→ **Written request**
Pick out each line in these entries that contains the string "page".

→ **Rows**
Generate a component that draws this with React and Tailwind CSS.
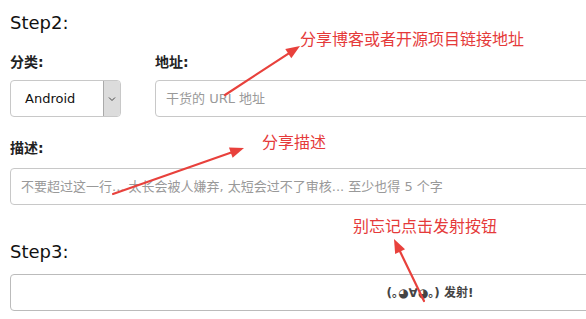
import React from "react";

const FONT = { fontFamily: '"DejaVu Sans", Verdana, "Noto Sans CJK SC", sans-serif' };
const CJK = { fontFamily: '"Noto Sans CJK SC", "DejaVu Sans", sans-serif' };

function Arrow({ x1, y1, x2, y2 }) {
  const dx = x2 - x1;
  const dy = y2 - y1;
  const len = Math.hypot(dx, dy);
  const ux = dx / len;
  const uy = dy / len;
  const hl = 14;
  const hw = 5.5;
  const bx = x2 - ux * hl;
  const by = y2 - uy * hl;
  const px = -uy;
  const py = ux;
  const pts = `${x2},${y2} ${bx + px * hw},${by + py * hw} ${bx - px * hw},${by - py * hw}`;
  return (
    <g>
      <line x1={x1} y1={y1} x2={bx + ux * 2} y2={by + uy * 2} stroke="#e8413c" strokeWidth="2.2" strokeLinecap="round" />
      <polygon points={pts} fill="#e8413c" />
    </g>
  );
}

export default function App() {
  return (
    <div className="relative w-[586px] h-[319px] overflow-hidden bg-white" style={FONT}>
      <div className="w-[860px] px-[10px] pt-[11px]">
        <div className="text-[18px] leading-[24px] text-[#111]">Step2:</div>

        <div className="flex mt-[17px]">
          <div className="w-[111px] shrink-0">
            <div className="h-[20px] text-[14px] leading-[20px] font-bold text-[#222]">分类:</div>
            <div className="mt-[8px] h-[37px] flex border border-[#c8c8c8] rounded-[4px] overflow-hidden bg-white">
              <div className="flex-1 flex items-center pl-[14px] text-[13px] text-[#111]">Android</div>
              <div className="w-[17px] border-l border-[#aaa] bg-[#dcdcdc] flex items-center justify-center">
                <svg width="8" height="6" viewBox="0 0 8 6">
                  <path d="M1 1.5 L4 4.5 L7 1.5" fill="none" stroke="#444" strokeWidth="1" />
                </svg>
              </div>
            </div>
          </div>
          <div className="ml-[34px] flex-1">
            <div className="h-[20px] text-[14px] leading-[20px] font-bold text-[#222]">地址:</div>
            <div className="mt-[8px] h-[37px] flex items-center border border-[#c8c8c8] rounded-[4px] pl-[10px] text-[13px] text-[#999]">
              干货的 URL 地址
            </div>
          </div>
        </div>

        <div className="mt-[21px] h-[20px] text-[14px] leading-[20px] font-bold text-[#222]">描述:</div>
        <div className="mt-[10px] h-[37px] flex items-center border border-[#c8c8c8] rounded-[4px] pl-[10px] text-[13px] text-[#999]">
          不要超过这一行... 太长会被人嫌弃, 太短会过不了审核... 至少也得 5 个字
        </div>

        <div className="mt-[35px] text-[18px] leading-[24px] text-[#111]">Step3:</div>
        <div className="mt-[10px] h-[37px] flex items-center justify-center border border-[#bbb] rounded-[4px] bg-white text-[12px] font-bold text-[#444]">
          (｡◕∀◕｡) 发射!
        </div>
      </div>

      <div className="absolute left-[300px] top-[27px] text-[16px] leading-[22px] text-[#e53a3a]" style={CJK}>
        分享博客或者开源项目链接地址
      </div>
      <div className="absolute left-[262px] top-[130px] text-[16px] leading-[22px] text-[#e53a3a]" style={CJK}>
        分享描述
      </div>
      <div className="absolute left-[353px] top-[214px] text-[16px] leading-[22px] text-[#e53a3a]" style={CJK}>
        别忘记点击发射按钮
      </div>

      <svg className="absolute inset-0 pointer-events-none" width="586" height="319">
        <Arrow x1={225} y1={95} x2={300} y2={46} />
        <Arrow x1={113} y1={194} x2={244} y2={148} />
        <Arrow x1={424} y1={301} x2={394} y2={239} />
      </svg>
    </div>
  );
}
...
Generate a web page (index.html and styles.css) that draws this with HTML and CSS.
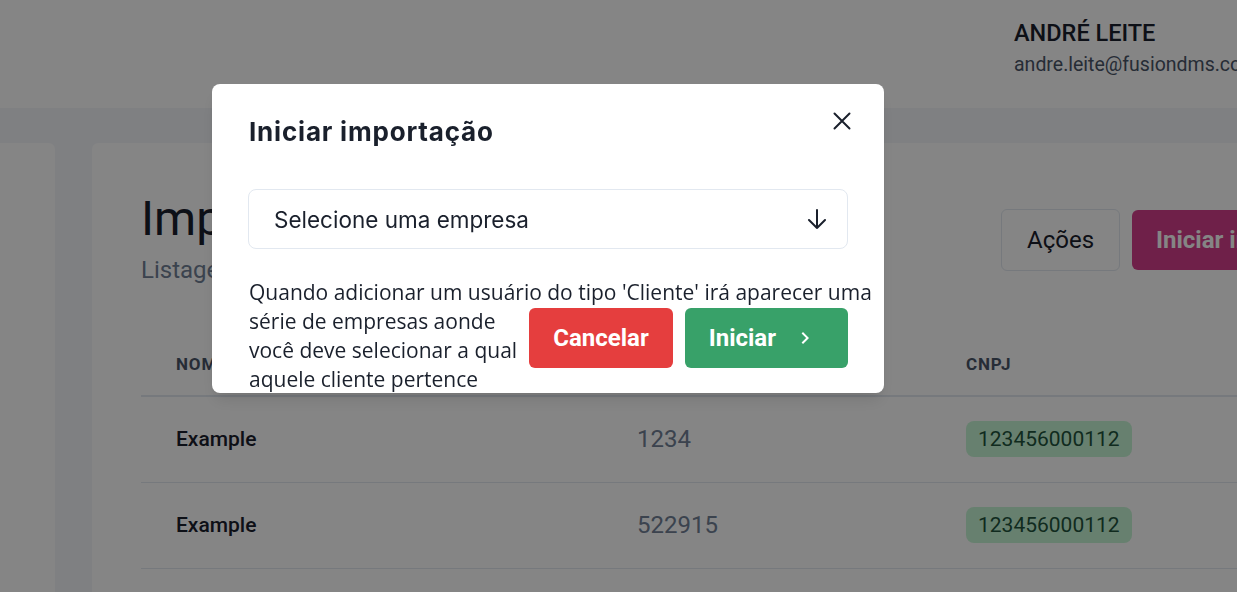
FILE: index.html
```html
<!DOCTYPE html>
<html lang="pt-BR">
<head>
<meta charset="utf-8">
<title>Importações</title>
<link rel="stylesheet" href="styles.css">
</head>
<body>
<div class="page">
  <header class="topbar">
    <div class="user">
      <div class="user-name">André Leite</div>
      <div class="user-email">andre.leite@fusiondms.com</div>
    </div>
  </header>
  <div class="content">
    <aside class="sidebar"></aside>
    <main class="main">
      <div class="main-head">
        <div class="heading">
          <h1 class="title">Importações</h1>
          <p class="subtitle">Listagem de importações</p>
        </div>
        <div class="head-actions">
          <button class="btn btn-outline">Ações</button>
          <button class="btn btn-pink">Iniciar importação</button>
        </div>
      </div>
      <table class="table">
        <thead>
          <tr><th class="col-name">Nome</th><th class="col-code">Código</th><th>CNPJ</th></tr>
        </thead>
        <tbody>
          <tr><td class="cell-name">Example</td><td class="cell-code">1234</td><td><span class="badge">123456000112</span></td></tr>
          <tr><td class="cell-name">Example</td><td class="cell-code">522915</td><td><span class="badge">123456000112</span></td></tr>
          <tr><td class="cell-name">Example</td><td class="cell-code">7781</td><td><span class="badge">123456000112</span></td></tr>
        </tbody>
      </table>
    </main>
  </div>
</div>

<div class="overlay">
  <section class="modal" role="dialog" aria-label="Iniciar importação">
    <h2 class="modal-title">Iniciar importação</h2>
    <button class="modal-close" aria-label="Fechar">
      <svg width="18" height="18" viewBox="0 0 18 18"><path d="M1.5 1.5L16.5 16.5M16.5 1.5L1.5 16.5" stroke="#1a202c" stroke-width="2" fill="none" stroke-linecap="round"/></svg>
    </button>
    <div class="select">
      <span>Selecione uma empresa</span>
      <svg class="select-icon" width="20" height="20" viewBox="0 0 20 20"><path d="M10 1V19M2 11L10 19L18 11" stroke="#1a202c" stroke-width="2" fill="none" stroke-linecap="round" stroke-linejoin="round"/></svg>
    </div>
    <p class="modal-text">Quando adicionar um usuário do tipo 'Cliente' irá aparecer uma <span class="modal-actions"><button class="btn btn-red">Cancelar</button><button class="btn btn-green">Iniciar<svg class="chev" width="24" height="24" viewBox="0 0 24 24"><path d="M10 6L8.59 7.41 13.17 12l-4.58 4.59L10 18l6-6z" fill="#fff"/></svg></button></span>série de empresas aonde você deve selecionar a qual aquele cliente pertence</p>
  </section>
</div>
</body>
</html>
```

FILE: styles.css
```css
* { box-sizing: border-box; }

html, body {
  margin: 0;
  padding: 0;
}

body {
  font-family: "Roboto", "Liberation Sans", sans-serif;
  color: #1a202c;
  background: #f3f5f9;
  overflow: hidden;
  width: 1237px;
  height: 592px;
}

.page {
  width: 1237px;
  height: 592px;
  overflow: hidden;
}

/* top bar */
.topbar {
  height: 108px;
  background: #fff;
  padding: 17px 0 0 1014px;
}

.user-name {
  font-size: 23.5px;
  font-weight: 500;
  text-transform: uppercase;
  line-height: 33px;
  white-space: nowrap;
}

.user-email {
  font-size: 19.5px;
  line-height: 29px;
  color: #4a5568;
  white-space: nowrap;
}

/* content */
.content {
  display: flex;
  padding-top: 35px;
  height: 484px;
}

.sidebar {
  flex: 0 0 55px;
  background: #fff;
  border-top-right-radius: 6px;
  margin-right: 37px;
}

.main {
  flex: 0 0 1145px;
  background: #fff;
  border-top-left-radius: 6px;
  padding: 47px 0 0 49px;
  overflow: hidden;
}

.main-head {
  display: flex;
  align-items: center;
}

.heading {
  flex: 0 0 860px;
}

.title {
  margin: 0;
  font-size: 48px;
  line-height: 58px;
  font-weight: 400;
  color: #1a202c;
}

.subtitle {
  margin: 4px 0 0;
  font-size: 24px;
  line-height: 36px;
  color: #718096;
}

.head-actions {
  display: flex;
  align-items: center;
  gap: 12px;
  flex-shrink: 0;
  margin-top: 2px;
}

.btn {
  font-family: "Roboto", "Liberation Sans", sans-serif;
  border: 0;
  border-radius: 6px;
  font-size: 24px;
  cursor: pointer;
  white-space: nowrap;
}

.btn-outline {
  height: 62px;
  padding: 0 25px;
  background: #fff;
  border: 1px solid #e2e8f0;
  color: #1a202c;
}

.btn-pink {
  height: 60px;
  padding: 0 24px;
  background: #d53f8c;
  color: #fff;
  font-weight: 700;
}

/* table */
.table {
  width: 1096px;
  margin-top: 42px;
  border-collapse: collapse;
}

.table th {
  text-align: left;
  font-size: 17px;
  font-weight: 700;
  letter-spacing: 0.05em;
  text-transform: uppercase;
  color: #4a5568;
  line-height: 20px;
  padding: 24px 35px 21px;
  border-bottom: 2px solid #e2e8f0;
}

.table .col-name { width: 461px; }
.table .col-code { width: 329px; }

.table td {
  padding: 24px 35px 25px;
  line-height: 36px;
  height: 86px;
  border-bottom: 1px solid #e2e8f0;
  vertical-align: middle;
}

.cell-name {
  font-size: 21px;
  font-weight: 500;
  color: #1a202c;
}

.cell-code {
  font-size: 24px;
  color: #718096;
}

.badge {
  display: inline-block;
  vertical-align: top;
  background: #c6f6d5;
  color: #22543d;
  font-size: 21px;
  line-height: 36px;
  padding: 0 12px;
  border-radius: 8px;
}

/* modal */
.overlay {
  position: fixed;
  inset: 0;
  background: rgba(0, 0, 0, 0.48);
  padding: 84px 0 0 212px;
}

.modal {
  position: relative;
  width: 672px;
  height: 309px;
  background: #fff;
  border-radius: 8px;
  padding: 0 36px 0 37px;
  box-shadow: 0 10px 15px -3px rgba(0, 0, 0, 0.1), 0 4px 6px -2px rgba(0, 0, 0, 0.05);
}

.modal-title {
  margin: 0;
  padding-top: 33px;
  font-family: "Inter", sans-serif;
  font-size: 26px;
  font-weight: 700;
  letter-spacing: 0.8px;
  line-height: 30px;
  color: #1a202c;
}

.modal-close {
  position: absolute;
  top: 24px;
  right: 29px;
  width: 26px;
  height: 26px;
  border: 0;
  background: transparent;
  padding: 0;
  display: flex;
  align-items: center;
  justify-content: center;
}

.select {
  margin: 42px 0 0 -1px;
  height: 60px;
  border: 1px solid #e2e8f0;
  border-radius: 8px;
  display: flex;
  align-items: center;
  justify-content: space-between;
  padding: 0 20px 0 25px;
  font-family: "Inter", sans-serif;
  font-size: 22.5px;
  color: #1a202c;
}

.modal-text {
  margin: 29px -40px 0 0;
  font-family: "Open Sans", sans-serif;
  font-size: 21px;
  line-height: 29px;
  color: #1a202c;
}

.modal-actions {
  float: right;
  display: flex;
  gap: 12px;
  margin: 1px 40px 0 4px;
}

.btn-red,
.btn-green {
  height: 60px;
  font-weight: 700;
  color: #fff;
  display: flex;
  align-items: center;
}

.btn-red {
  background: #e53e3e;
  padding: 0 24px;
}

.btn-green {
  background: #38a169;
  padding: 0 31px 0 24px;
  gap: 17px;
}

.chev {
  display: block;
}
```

→ **Exercise answer**
Generate a web page (index.html and styles.css) that draws this with HTML and CSS.
<div class="page">
.page {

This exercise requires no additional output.